> [Direction] Your answer should be a single number: the count of lines in the material below that hold "code".

════════

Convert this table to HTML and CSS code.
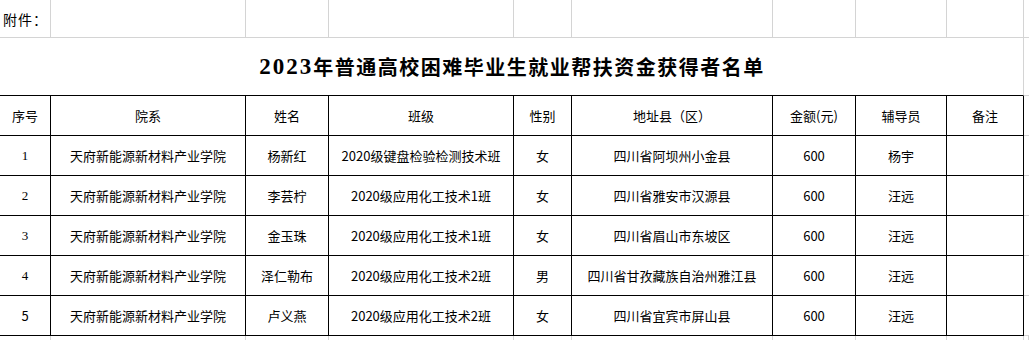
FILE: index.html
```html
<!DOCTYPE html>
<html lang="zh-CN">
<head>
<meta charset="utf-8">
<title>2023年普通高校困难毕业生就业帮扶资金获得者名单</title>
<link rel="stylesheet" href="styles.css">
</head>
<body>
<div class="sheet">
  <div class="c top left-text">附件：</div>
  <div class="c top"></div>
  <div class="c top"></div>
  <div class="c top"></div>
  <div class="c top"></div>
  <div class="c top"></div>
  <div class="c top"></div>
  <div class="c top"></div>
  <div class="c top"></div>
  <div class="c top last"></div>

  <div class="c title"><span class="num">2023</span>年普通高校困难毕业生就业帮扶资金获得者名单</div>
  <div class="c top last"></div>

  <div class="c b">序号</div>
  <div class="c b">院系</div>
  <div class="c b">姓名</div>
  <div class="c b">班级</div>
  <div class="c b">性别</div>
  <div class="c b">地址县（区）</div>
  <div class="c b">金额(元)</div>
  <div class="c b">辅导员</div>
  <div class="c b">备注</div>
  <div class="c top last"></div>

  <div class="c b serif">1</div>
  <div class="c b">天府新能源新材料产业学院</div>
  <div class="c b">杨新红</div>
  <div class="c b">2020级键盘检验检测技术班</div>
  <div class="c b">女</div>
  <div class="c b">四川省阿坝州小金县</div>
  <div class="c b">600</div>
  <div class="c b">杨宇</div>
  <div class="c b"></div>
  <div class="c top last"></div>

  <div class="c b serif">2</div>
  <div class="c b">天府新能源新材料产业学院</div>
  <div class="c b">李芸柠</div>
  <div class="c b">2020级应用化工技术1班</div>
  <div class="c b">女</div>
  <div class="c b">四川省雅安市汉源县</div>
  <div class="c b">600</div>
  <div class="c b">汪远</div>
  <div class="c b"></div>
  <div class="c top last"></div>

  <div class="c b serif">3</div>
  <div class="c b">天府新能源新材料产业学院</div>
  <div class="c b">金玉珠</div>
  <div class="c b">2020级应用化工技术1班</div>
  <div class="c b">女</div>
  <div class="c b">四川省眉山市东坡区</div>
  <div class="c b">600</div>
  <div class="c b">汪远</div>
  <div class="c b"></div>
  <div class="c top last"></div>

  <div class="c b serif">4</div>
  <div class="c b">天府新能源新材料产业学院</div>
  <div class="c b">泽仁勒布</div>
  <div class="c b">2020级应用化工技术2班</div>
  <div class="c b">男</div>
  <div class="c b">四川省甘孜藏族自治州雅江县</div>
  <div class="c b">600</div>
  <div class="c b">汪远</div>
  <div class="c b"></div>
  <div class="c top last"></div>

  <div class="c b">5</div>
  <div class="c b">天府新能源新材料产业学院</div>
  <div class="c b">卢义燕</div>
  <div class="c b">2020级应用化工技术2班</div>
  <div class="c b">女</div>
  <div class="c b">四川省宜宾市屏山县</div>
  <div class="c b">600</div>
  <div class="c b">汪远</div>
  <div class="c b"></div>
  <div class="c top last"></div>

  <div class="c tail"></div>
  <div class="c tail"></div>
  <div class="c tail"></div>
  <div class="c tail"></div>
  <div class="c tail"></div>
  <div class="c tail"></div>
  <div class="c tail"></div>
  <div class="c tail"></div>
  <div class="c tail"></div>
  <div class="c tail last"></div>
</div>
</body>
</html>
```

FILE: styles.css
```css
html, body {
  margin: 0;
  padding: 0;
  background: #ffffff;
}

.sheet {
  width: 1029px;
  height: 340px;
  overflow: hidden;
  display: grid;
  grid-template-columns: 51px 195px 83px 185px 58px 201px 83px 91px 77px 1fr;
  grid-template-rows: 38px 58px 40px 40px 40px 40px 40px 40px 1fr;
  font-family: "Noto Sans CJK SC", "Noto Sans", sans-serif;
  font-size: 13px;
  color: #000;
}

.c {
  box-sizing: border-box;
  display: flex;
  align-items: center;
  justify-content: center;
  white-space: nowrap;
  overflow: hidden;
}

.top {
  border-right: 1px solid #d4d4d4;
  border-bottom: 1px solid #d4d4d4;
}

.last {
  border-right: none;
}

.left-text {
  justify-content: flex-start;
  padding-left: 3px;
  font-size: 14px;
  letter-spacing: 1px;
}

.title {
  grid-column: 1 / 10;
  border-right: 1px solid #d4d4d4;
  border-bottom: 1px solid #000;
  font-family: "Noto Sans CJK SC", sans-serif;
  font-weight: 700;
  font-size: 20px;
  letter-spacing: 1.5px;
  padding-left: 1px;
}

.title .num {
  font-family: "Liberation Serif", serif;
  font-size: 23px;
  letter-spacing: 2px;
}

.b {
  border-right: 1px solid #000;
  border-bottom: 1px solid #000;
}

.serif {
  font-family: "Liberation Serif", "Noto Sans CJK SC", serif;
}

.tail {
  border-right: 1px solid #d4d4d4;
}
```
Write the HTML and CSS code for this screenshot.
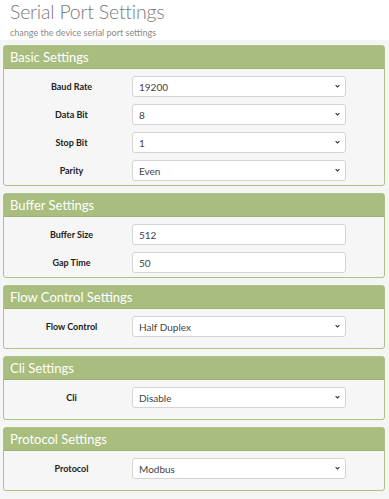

════════

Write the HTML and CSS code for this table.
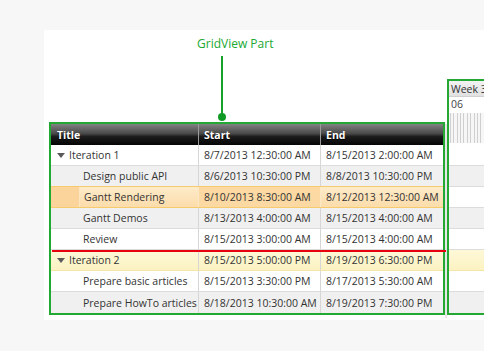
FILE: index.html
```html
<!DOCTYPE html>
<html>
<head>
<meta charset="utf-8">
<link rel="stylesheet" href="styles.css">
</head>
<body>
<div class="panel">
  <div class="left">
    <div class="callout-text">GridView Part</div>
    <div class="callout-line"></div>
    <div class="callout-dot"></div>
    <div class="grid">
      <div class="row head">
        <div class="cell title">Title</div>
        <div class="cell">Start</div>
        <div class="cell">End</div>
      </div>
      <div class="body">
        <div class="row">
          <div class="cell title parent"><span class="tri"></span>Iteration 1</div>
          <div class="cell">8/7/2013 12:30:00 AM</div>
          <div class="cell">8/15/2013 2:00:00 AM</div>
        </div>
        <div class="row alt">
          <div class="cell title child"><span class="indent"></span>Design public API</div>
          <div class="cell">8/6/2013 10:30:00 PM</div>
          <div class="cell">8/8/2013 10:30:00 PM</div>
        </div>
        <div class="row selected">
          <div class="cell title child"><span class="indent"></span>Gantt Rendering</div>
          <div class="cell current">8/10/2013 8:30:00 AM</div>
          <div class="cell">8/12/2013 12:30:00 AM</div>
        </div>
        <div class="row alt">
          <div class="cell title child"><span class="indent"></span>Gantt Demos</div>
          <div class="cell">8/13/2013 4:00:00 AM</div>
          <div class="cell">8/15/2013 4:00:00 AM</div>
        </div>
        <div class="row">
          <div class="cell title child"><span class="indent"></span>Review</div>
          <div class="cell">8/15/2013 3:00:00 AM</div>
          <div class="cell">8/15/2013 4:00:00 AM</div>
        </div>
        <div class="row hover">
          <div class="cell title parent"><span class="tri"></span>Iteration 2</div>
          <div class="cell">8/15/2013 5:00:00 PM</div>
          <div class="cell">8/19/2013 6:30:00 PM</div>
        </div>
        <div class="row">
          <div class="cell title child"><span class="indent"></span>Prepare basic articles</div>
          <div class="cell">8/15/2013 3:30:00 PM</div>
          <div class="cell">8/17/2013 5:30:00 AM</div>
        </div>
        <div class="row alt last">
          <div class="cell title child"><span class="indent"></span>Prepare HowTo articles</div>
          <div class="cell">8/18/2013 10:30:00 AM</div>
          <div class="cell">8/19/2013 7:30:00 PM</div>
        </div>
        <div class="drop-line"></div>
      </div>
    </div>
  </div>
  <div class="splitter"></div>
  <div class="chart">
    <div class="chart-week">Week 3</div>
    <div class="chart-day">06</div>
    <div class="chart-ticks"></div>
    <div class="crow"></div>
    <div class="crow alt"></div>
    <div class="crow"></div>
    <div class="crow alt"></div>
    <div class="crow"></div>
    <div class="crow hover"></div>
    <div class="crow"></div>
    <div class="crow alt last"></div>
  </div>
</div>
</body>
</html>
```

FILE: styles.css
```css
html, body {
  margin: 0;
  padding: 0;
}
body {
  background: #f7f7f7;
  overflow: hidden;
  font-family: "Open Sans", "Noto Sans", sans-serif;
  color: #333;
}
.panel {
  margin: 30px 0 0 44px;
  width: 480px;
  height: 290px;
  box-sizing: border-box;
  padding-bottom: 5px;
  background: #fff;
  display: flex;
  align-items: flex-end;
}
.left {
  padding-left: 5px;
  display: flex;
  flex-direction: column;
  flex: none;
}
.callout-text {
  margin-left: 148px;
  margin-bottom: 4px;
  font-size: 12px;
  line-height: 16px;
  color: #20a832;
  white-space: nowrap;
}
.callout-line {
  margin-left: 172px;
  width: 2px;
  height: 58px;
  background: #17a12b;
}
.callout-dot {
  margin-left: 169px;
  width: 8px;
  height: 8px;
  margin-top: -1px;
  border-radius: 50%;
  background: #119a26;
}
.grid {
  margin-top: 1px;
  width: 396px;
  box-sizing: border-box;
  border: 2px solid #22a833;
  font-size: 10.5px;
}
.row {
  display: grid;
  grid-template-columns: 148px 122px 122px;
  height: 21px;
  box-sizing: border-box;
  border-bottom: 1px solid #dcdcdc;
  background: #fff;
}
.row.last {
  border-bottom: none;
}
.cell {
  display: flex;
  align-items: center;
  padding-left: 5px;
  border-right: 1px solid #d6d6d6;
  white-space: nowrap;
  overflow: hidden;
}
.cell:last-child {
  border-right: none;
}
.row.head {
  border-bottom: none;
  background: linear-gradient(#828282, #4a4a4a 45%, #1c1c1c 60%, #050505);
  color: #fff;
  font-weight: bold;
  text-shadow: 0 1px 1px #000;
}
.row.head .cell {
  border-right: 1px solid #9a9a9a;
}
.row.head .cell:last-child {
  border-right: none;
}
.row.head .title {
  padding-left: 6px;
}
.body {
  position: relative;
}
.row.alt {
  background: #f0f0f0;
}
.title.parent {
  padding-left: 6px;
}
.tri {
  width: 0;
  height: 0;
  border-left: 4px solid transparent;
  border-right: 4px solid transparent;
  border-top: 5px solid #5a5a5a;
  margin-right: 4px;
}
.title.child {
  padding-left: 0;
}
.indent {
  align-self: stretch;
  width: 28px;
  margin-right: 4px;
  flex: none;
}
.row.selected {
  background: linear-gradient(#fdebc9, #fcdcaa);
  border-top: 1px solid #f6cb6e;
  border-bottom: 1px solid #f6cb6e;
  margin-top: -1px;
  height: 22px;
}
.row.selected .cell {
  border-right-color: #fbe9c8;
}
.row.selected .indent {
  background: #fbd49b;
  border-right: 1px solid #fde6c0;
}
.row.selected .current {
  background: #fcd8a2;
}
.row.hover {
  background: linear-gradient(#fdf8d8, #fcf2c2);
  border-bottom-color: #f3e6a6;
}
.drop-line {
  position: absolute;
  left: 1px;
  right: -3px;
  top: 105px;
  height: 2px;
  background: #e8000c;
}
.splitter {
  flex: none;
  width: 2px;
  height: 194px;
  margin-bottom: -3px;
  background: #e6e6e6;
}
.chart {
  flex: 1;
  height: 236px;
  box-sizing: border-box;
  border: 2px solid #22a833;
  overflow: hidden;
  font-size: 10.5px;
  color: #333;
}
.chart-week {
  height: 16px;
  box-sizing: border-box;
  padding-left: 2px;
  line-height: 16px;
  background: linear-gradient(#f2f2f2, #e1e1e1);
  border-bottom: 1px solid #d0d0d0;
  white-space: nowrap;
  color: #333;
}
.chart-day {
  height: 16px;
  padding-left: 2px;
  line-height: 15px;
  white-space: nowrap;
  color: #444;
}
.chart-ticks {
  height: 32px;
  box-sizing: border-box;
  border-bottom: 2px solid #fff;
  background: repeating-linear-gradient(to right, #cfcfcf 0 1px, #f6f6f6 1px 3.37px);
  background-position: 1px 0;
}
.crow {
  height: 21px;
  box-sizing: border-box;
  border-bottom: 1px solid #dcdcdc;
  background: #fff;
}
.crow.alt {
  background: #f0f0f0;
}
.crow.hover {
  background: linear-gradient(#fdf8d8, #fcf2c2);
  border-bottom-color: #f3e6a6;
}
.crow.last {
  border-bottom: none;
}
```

════════

> [In response] 3